Task instructions
For each line of the data below that holds "index", copy the line.

Entries taken from a collection
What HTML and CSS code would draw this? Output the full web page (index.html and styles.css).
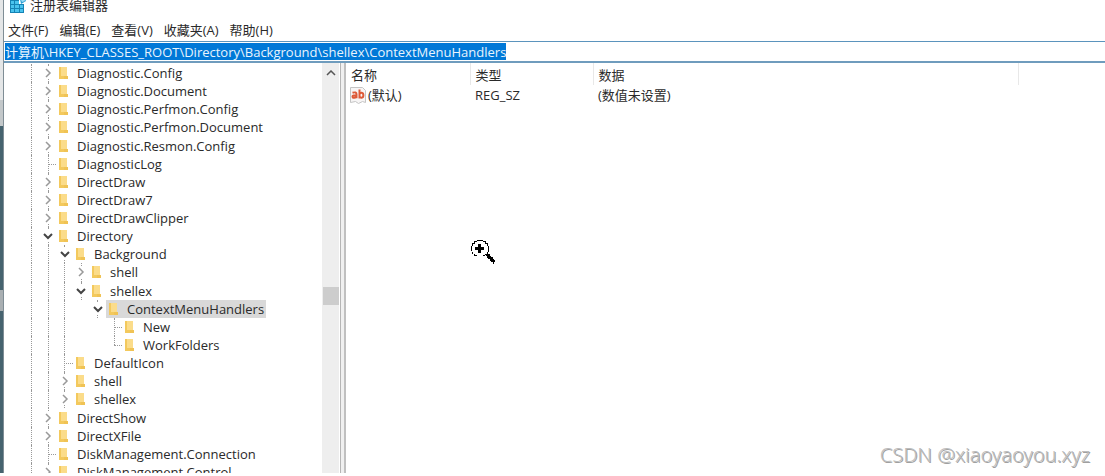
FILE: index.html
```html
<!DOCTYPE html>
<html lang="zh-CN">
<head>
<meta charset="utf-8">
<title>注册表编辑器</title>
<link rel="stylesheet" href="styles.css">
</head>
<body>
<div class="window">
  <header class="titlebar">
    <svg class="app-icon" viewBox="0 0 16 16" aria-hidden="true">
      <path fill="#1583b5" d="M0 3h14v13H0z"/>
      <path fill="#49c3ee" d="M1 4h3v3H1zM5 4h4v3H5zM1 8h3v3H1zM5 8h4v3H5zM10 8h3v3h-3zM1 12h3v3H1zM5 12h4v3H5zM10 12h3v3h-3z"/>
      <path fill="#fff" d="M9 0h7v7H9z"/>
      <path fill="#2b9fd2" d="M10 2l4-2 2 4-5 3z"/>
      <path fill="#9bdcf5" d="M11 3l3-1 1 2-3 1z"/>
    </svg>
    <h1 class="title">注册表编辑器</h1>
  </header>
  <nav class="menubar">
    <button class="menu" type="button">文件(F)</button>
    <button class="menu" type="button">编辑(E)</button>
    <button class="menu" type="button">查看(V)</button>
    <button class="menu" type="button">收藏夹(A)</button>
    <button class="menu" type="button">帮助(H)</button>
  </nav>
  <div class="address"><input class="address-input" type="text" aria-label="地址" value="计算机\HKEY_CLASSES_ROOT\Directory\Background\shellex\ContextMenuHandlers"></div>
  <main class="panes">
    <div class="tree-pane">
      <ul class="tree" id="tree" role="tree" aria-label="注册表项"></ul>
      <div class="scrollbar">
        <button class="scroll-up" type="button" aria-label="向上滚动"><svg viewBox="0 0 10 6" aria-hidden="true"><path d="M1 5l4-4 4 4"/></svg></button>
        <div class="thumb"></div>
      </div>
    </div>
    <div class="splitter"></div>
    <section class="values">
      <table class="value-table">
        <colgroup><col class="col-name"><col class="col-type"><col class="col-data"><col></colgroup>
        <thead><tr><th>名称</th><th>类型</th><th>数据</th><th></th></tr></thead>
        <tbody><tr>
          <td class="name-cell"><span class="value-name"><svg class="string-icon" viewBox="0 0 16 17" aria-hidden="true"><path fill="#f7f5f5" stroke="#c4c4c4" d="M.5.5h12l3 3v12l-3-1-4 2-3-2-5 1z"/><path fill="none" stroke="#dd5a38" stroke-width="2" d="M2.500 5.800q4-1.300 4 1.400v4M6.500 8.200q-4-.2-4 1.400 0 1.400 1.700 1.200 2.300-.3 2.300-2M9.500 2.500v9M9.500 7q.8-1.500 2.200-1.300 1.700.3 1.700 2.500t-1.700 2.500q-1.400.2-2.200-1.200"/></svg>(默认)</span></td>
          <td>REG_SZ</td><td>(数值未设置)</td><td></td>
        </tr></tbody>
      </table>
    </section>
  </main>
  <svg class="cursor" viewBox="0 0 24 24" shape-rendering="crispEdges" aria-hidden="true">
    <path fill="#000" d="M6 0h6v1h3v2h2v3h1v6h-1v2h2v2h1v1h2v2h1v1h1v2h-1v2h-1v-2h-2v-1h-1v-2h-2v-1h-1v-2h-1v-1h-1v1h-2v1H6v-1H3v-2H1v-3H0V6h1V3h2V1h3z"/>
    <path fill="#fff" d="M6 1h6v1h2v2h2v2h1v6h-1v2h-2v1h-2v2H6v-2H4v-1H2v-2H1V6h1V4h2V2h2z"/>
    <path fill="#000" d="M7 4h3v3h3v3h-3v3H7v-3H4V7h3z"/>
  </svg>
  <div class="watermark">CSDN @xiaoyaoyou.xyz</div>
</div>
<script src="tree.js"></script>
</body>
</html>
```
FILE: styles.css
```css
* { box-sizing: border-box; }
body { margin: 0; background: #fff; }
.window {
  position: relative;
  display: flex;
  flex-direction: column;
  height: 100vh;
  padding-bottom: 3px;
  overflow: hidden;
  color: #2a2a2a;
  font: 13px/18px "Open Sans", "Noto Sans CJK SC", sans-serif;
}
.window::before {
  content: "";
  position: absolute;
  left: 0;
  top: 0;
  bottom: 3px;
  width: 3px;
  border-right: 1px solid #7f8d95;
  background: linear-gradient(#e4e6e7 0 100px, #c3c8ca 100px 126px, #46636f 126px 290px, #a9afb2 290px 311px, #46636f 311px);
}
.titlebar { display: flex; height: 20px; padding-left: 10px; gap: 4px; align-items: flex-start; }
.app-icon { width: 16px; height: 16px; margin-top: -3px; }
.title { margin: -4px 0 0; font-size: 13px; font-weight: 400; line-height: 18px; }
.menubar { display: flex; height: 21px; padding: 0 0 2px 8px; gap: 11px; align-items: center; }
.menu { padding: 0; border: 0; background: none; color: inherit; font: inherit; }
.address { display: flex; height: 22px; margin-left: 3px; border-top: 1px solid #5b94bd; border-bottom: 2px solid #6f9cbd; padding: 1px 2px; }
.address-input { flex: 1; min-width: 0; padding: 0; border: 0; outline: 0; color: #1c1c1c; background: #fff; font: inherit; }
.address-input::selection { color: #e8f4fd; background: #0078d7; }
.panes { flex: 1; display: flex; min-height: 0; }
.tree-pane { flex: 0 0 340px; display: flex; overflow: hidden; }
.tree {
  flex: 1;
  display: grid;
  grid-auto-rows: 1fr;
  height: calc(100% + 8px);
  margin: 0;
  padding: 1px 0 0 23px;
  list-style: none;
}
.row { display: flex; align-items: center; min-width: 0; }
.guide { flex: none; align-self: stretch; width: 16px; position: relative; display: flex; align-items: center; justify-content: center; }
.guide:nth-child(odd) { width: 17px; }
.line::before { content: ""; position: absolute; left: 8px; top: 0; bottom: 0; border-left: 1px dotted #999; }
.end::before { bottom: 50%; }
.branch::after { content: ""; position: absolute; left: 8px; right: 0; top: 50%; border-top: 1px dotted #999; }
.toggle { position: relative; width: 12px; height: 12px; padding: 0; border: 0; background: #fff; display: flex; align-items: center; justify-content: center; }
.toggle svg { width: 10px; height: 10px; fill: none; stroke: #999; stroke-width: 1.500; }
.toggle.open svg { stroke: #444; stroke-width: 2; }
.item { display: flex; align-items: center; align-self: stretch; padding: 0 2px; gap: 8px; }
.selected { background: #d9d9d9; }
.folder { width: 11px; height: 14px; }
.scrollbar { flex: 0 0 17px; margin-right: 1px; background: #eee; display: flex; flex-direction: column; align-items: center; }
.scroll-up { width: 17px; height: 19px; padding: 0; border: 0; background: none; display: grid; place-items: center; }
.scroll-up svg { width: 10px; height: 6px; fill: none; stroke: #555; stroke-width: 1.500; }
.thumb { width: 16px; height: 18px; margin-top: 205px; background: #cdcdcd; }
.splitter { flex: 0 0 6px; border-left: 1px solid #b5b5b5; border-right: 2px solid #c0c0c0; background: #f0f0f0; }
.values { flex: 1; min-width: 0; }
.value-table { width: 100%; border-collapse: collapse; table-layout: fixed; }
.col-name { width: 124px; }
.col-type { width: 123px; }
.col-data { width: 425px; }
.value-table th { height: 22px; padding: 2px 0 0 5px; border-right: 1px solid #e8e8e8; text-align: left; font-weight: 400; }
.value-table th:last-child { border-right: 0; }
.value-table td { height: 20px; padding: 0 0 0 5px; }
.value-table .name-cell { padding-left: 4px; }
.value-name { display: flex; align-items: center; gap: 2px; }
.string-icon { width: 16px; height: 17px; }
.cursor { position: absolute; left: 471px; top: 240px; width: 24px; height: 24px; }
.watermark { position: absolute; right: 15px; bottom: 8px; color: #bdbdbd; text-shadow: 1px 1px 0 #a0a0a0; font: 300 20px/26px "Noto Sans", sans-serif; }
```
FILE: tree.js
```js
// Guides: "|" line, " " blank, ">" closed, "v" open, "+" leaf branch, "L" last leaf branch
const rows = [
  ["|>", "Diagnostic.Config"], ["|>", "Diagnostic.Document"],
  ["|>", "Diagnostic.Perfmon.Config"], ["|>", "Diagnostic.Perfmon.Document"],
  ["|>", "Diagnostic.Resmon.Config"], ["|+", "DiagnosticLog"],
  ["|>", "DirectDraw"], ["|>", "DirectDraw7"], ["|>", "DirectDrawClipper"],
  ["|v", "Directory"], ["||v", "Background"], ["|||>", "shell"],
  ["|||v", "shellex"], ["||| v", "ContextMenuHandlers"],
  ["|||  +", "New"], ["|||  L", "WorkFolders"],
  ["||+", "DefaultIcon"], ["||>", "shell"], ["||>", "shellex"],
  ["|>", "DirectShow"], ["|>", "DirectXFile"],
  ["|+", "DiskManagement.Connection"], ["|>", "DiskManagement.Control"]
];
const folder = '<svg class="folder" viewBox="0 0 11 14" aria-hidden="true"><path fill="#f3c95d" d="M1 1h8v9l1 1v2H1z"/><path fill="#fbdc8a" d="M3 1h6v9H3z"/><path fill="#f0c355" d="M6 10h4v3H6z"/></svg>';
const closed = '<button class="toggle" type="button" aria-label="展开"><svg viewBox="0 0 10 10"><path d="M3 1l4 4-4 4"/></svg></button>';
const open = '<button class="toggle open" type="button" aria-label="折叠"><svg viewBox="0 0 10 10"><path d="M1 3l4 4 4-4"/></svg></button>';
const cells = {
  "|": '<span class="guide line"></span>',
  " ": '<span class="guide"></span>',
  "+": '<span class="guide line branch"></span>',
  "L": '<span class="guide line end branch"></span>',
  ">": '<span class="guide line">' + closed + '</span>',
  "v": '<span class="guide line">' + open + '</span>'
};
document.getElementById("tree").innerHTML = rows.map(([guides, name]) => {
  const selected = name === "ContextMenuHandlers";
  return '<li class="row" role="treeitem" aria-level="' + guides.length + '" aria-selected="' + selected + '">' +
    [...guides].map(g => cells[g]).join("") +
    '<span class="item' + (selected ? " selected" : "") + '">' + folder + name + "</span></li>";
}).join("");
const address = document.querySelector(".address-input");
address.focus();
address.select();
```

==

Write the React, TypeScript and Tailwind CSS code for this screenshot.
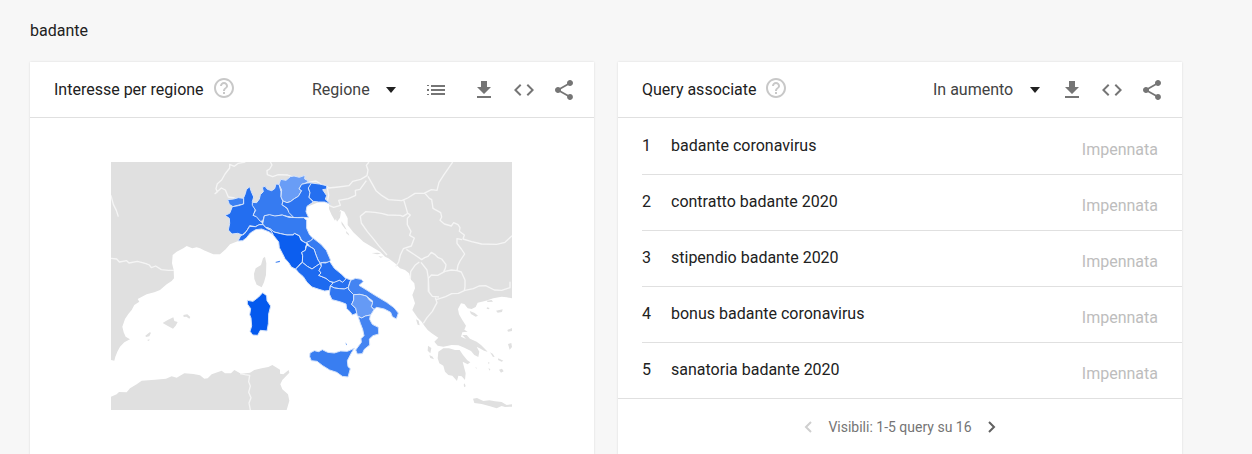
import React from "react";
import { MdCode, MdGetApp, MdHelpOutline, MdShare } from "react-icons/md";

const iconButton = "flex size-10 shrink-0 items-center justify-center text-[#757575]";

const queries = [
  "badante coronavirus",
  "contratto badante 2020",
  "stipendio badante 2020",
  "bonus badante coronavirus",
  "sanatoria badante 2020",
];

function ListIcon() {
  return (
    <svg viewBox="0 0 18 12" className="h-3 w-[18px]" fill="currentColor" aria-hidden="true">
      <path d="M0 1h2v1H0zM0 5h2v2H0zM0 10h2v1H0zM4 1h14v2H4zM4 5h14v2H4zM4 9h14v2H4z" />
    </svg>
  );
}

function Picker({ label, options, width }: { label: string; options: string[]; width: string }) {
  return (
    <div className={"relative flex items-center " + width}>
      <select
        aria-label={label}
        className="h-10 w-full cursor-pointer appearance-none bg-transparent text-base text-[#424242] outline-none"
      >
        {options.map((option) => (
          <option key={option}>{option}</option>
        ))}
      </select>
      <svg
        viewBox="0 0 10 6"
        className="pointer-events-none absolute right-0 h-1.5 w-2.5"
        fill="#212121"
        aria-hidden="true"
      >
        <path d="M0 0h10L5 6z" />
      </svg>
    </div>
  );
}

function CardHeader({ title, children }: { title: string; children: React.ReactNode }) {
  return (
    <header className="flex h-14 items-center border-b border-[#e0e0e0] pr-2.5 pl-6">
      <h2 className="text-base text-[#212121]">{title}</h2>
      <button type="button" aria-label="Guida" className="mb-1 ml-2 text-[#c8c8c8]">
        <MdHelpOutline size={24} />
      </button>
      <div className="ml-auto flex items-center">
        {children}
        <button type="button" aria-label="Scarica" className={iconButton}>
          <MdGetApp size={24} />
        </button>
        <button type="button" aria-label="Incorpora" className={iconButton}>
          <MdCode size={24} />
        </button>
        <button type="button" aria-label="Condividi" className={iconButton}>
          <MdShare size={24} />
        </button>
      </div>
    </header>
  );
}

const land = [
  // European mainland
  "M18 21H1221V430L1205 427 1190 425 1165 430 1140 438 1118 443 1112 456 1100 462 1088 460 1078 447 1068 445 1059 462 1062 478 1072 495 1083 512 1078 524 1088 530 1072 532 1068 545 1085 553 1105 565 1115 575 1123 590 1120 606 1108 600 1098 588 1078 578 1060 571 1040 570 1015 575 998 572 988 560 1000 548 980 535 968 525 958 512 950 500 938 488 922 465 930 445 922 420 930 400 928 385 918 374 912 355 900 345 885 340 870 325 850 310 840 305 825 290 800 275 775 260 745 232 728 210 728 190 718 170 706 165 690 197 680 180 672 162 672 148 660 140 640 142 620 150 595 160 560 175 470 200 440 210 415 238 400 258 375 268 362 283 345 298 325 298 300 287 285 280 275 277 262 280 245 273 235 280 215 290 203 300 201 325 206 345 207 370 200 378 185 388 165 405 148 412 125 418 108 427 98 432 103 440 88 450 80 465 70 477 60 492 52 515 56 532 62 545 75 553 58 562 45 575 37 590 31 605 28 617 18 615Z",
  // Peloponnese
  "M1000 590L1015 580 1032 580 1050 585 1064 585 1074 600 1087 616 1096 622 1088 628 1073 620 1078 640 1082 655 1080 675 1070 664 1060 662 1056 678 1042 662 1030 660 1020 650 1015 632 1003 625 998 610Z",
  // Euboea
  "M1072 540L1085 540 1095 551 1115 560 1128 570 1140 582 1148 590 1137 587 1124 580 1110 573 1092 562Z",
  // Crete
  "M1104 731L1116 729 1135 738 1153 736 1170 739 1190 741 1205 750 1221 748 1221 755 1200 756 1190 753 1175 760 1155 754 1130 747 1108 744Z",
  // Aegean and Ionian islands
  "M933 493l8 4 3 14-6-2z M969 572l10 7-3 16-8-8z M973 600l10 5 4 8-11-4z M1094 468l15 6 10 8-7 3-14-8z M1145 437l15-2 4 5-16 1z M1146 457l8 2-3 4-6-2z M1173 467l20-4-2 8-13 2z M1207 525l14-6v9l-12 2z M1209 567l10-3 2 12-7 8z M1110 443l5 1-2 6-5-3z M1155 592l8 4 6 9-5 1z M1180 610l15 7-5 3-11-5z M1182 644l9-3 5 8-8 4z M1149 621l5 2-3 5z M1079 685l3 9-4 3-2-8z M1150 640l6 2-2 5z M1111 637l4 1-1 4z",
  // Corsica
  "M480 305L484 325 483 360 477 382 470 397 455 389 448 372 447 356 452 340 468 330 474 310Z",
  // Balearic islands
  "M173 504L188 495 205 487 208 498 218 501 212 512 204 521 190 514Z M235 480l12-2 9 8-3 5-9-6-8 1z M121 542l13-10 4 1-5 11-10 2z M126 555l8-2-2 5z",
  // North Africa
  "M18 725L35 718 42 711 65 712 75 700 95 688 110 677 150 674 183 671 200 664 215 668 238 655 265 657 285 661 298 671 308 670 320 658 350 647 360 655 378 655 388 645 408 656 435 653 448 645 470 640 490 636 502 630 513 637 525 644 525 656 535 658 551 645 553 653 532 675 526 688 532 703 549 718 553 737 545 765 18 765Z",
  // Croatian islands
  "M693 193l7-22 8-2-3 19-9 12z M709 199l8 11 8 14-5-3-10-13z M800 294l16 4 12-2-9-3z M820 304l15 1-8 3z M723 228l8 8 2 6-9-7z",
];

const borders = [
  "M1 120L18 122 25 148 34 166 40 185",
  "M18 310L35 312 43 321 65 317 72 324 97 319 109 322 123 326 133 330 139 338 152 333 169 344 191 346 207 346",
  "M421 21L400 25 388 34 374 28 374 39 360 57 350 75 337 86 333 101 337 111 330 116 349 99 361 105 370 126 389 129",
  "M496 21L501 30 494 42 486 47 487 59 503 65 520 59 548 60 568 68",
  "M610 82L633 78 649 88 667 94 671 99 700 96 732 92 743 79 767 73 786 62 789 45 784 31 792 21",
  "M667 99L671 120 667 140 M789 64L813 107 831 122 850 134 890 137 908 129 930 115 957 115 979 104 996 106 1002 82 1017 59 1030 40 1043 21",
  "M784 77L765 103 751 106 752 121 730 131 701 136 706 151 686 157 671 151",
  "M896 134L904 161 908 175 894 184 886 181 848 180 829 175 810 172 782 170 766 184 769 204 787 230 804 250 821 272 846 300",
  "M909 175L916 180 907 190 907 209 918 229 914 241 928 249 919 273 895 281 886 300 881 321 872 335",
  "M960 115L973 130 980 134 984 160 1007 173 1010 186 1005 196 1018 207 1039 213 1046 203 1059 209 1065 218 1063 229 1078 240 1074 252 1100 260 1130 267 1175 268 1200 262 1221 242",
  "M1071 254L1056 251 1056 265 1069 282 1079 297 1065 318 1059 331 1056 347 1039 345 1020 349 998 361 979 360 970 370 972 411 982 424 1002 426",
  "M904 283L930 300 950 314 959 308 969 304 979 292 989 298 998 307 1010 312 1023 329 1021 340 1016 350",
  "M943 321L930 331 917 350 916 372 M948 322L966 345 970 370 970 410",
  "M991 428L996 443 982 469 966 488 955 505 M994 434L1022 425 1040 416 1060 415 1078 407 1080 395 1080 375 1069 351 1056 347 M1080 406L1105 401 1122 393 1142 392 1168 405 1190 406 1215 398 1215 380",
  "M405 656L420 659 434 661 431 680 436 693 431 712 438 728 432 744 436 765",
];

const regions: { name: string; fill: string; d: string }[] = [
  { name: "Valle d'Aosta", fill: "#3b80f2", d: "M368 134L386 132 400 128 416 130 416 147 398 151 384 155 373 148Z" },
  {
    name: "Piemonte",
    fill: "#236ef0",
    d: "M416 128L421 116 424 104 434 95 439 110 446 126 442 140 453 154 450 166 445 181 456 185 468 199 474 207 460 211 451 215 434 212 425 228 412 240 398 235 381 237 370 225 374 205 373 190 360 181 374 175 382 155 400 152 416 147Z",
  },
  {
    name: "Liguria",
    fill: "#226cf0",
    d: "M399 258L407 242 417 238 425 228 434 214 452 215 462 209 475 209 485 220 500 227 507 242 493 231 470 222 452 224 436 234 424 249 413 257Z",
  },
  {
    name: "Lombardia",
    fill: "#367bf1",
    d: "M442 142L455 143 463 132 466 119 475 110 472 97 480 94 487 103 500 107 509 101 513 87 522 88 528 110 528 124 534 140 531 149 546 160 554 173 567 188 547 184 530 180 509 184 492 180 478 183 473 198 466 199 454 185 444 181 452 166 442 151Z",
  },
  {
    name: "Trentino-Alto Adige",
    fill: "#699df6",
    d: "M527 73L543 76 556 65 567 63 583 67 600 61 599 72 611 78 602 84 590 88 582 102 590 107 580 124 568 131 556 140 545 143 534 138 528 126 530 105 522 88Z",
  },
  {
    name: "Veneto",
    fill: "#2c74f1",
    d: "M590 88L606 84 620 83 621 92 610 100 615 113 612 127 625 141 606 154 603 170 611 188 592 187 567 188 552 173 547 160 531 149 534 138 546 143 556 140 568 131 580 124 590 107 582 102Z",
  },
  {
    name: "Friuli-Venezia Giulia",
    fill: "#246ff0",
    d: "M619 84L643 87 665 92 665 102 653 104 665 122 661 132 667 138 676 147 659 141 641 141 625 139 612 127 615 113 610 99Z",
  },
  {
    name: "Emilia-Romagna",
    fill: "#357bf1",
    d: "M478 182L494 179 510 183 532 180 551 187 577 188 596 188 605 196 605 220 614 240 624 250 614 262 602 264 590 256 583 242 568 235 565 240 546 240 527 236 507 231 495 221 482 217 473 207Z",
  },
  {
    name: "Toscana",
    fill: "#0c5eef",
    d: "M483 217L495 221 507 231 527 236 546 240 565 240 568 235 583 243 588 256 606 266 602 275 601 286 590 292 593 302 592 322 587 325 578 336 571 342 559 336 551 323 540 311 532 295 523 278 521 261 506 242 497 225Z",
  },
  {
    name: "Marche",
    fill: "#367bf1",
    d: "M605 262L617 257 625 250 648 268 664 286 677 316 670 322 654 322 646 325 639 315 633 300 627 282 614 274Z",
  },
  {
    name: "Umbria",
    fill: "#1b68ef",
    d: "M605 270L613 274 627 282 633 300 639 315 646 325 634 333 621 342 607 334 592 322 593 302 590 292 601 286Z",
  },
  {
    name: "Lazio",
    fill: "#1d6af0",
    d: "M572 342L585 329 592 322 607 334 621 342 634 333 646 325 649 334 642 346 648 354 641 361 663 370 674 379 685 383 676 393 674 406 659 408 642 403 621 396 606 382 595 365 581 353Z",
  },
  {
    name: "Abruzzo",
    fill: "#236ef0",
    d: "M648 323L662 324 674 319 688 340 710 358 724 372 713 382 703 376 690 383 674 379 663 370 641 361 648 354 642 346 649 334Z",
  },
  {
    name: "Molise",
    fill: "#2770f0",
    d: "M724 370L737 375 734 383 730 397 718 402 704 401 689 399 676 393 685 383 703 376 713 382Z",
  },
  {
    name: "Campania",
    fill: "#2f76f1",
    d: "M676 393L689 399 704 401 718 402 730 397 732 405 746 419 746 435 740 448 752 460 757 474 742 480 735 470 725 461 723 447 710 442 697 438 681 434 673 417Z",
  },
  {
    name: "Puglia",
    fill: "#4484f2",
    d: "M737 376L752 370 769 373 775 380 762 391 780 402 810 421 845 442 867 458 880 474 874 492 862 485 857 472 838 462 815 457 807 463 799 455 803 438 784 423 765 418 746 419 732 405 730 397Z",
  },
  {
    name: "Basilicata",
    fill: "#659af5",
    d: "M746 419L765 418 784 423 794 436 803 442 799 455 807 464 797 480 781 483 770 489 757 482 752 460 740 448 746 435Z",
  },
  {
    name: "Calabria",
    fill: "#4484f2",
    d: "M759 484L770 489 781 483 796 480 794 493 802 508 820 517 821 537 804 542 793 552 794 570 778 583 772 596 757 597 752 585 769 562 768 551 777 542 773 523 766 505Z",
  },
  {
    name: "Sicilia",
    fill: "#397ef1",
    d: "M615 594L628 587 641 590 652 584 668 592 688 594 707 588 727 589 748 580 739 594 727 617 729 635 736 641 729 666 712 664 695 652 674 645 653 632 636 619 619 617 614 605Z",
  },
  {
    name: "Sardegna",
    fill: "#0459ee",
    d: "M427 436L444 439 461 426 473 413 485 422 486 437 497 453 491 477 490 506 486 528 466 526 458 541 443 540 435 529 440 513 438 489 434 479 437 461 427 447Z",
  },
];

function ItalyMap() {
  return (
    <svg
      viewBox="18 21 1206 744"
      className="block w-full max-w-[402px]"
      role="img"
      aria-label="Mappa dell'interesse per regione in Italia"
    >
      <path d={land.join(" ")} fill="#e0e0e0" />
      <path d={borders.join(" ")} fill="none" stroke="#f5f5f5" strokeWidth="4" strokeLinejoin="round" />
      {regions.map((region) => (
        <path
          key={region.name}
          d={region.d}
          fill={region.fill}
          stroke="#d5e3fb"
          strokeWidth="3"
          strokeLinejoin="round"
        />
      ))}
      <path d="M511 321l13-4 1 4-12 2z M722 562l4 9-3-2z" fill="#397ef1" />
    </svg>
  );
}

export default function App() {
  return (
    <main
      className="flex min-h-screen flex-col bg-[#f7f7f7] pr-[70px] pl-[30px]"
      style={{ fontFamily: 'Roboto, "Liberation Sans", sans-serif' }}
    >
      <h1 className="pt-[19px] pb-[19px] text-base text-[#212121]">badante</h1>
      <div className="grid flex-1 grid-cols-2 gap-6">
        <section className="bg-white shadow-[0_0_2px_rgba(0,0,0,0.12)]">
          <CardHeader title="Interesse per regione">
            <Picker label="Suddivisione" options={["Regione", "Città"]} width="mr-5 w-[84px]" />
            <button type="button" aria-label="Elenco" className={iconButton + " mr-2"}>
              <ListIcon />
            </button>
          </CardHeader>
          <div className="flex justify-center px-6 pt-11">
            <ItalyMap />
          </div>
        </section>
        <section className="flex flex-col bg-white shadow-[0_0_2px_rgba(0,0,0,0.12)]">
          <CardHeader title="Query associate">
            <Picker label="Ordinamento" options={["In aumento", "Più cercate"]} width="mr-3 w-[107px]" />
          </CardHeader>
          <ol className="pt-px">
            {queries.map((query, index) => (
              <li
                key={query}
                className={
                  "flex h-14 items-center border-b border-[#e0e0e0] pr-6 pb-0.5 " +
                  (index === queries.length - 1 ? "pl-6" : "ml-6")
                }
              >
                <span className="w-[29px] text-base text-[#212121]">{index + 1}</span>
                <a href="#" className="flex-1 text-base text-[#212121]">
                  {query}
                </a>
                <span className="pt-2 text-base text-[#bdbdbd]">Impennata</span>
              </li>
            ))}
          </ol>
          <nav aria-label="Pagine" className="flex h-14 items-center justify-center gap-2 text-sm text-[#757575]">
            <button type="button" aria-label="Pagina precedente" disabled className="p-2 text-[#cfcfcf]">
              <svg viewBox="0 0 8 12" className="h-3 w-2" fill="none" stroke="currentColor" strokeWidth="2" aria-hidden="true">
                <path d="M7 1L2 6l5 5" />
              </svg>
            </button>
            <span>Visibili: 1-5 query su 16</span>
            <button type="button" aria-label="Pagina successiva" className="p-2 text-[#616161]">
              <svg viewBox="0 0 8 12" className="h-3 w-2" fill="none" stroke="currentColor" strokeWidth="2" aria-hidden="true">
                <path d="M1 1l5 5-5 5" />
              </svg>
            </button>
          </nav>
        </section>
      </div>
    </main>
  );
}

Complete output
What HTML and CSS code would draw this? Output the full web page (index.html and styles.css).
FILE: index.html
            {queries.map((query, index) => (
                  (index === queries.length - 1 ? "pl-6" : "ml-6")
                <span className="w-[29px] text-base text-[#212121]">{index + 1}</span>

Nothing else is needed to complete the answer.